The other day Ol' Dutch was tying up yet another bag of trash generated in the kitchen and I could not help to wonder where it all came from.
For you see, Ol' Dutch is not like most men who stay at home watching television, golfing, fishing or merely scratching the posterior parts of their anatomy. No siree. I have found out that accompanying Trixie to the local stores or the far away Wal-Mart gains me what is known as “points” with Trixie.
Women are like that. Once you find out that merely spending time with them doing seemingly mundane chores relates to “quality time together,” your life will ease up considerably. Now I know that all women are not the same to which I can get a hardy “Amen,” but by and large, they love to have their selected better-or-for-worse half along for the day perusing the shelves.
So having said all that, Ol' Dutch has a pretty good idea about how many sacks of food -- paper, plastic and other -- come through our front door. What I cannot figure out is how that seemingly limited supply of goods multiplies to a vast amount of trash going out that same door.
This is totally against the laws of physics and maybe a dozen other laws that Ol' Dutch is unaware of. There is only one conclusion: something tawdry is going on inside the cupboards and fridge when I am not looking.
I have been tempted to put my game camera in there to somehow catch the plastic wrap and milk cartons having questionable relations but so far whatever they are doing is in complete silence which reminds me of a girlfriend I once had.

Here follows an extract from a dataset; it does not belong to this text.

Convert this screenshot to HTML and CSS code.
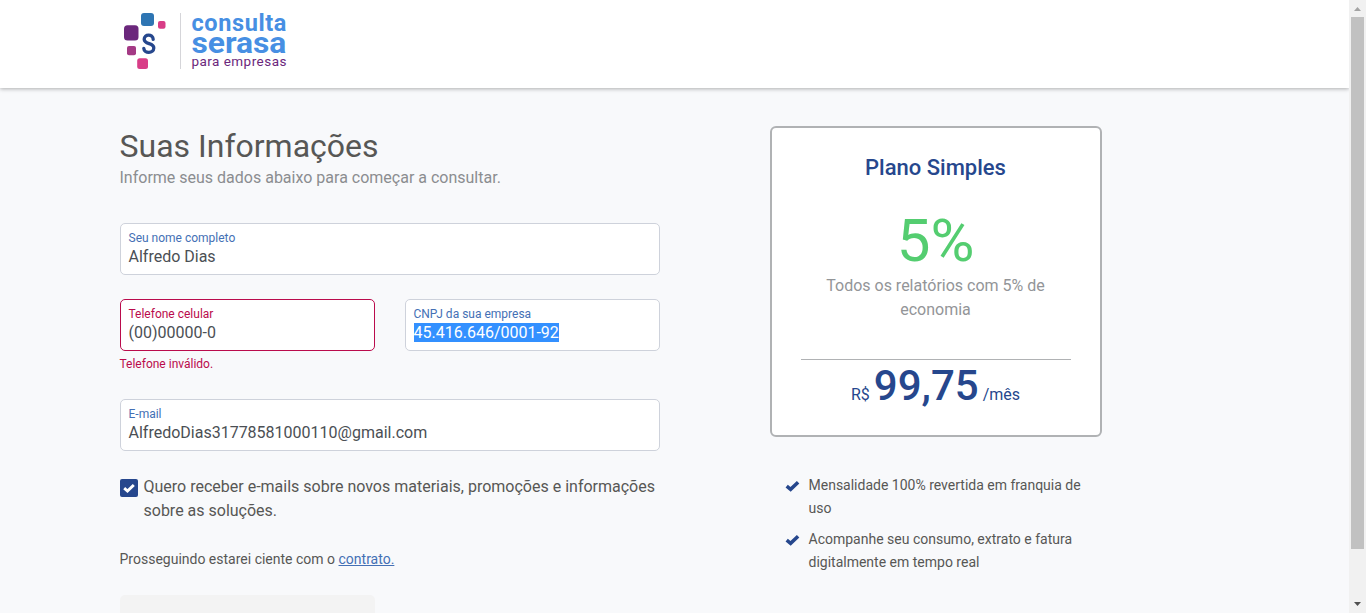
FILE: index.html
```html
<!DOCTYPE html>
<html lang="pt-BR">
<head>
<meta charset="utf-8">
<title>Consulta Serasa para Empresas</title>
<link rel="stylesheet" href="styles.css">
</head>
<body>
<div class="window">
  <div class="page">
    <header class="header">
      <svg class="logo" width="180" height="88" viewBox="120 0 180 88">
        <rect x="141" y="13" width="13" height="13" rx="3" fill="#2e75b3"/>
        <rect x="158" y="21" width="7.5" height="7.7" rx="2" fill="#d83d87"/>
        <rect x="124" y="25.3" width="14.5" height="15.2" rx="3.5" fill="#6b277c"/>
        <rect x="127" y="46" width="9" height="9.3" rx="2" fill="#a43a85"/>
        <rect x="137.2" y="58.2" width="10.8" height="10.8" rx="2.5" fill="#d83d87"/>
        <path d="M153.2 39.3C152.9 33.6 144.1 33.8 144.2 39.2C144.3 44.9 153.9 42.5 153.8 48C153.7 53.8 144.1 53.8 143.8 48.3" fill="none" stroke="#26478d" stroke-width="3.3" stroke-linecap="round"/>
        <path d="M180.5 13V69" stroke="#d5d5d9"/>
        <g class="logo-text">
          <text class="logo-name" x="191.4" y="30.6" font-size="23.5" textLength="95" lengthAdjust="spacing">consulta</text>
          <text class="logo-name" x="191.4" y="52.6" font-size="29" textLength="95" lengthAdjust="spacingAndGlyphs">serasa</text>
          <text class="logo-sub" x="191.4" y="66.3" font-size="13.5" textLength="95" lengthAdjust="spacing">para empresas</text>
        </g>
      </svg>
    </header>
    <main class="main">
      <form class="form">
        <h1 class="title">Suas Informações</h1>
        <p class="subtitle">Informe seus dados abaixo para começar a consultar.</p>
        <div class="field"><label class="label">Seu nome completo</label><span class="value">Alfredo Dias</span></div>
        <div class="row">
          <div class="col">
            <div class="field invalid"><label class="label">Telefone celular</label><span class="value">(00)00000-0</span></div>
            <p class="error">Telefone inválido.</p>
          </div>
          <div class="col">
            <div class="field"><label class="label">CNPJ da sua empresa</label><span class="value selected">45.416.646/0001-92</span></div>
          </div>
        </div>
        <div class="field"><label class="label">E-mail</label><span class="value">AlfredoDias31778581000110@gmail.com</span></div>
        <div class="optin">
          <span class="box"><svg width="12" height="10" viewBox="0 0 14 11"><path d="M1.4 5.7L5.2 9L12.6 2" fill="none" stroke="#fff" stroke-width="3.4"/></svg></span>
          <span>Quero receber e-mails sobre novos materiais, promoções e informações sobre as soluções.</span>
        </div>
        <p class="terms">Prosseguindo estarei ciente com o <a class="link" href="#">contrato.</a></p>
        <div class="submit"></div>
      </form>
      <aside class="aside">
        <section class="card">
          <h2 class="plan">Plano Simples</h2>
          <div class="percent">5%</div>
          <p class="desc">Todos os relatórios com 5% de economia</p>
          <div class="price">R$ <strong class="amount">99,75</strong> /mês</div>
        </section>
        <ul class="benefits">
          <li class="benefit"><svg class="check" width="15" height="12" viewBox="0 0 15 12"><path d="M1.7 6.2L5.6 9.3L13.1 2.3" fill="none" stroke="#26478d" stroke-width="3.6"/></svg><span>Mensalidade 100% revertida em franquia de uso</span></li>
          <li class="benefit"><svg class="check" width="15" height="12" viewBox="0 0 15 12"><path d="M1.7 6.2L5.6 9.3L13.1 2.3" fill="none" stroke="#26478d" stroke-width="3.6"/></svg><span>Acompanhe seu consumo, extrato e fatura digitalmente em tempo real</span></li>
        </ul>
      </aside>
    </main>
  </div>
  <div class="scrollbar">
    <svg width="17" height="17"><path d="M5 11h7L8.5 7z" fill="#a3a3a3"/></svg>
    <div class="thumb"></div>
    <svg class="down" width="17" height="17"><path d="M5 6h7L8.5 10z" fill="#505050"/></svg>
  </div>
</div>
</body>
</html>
```

FILE: styles.css
```css
* { box-sizing: border-box; }
body { margin: 0; font-family: Roboto, sans-serif; font-size: 16px; line-height: 24px; color: #575755; background: #f8f9fb; overflow: hidden; }
h1, h2, p, ul { margin: 0; padding: 0; font-weight: 400; }
.window { display: flex; height: 613px; overflow: hidden; }
.page { width: 1349px; height: 613px; overflow: hidden; flex: none; }
.header { height: 88px; padding-left: 120px; background: #fff; box-shadow: 0 1px 4px rgba(0,0,0,.3); }
.logo { display: block; }
.logo-text { font-family: Roboto, sans-serif; }
.logo-name { font-weight: 700; fill: #478fe3; }
.logo-sub { fill: #6b277c; font-weight: 400; }
.main { display: flex; padding: 38px 0 0 119.5px; gap: 110px; }
.form { width: 540px; flex: none; }
.title { font-size: 32px; line-height: 40px; }
.subtitle { color: #8b8d90; margin-bottom: 33px; }
.field { height: 52px; border: 1px solid #ced2db; border-radius: 5px; background: #fff; padding: 6px 8px 0; display: flex; flex-direction: column; align-items: flex-start; margin-bottom: 24px; }
.label { font-size: 12px; line-height: 17px; color: #4470b5; }
.value { line-height: 19px; color: #4b4f54; }
.selected { background: #3390ff; color: #fff; }
.row { display: flex; gap: 30px; height: 100px; }
.col { width: 255px; }
.invalid { border-color: #ba0b4c; margin-bottom: 4px; }
.invalid .label, .error { color: #ba0b4c; }
.error { font-size: 12px; line-height: 18px; }
.optin { display: flex; gap: 6px; }
.box { width: 18px; height: 18px; flex: none; margin: 4px 0 0 0; border-radius: 2px; background: #26478d; display: flex; align-items: center; justify-content: center; }
.terms { font-size: 14px; line-height: 20px; margin-top: 26px; }
.link { color: #4470b5; }
.submit { width: 255px; height: 48px; margin-top: 26px; border-radius: 5px; background: #f3f3f3; }
.aside { width: 332px; flex: none; }
.card { height: 311px; border: 2px solid #b0b2b4; border-radius: 6px; background: #fff; padding: 26px 29px 0; text-align: center; }
.plan { font-size: 22px; line-height: 28px; font-weight: 500; color: #26478d; }
.percent { font-size: 60px; line-height: 70px; padding-top: 24px; height: 92px; color: #54cd70; }
.desc { color: #939598; padding: 0 20px 37px; border-bottom: 1px solid #b0b2b4; }
.price { color: #26478d; line-height: 50px; padding-top: 1px; }
.amount { font-size: 42px; font-weight: 500; }
.benefits { list-style: none; padding: 37px 15px 0; font-size: 14px; line-height: 23px; }
.benefit { display: flex; gap: 9px; margin-bottom: 8px; }
.check { flex: none; margin-top: 6px; }
.scrollbar { width: 17px; height: 613px; background: #f1f1f1; display: flex; flex-direction: column; }
.scrollbar svg { display: block; flex: none; }
.thumb { width: 13px; height: 532px; margin-left: 2px; background: #c1c1c1; }
.down { margin-top: auto; }
```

Whatever is going on in there though, I am sure if I were to catch it on video, it would lead to a stint on some national news or television show. But, just like the UFO controversy where the truth is hidden for our own good, Ol' Dutch is not sure the nation is ready to find out what goes on behind our cupboard doors when we are not looking.
I believe that most people would rather go around with their heads in the sand like some long necked bird in Australia oblivious to the dangers lurking on the other side of the door.
Now I understand how trash accumulating can occur around a house but when you live in an RV like Trixie and me, there is really only a limited amount of space to store items purchased. So the normal wrappers and boxes that come from the store have to be carefully accounted for when living thus and I have no idea how all this “stuff” appeared out of thin air.
While we contend with our shopping bags multiplying, our neighbor down the road, Uncle Si, has a real passion for garage sailing and his “stuff” multiplies faster than rabbits on viagra.
Just one peek in his massive shed and you see exactly what happens when your stuff decides to propagate. It is impossible to walk from one end of his building to the other without stubbing your toe on a 1929 pecan picker or the three billy clubs he carefully watches over.
Ol' Dutch bought a boat one time from a collector of such things and you could not walk through his yard for the parts scattered in the grass. When I asked the man why he had hundreds of trashed boats, boat parts, boat motors, boat oars, boat seats and all other things boat related, he looked me calmly in the eye and said, “Well, that’s my 401(k).”
It’s bad enough to have to deal with the daily amount of trash that we generate and the thoughts of how much a great city may accumulate just boggles this simple mind. But regardless of what we have to deal with, Trixie is just thankful that should something happen to Ol' Dutch she won't have to cash in a 401(k) of rotting boats.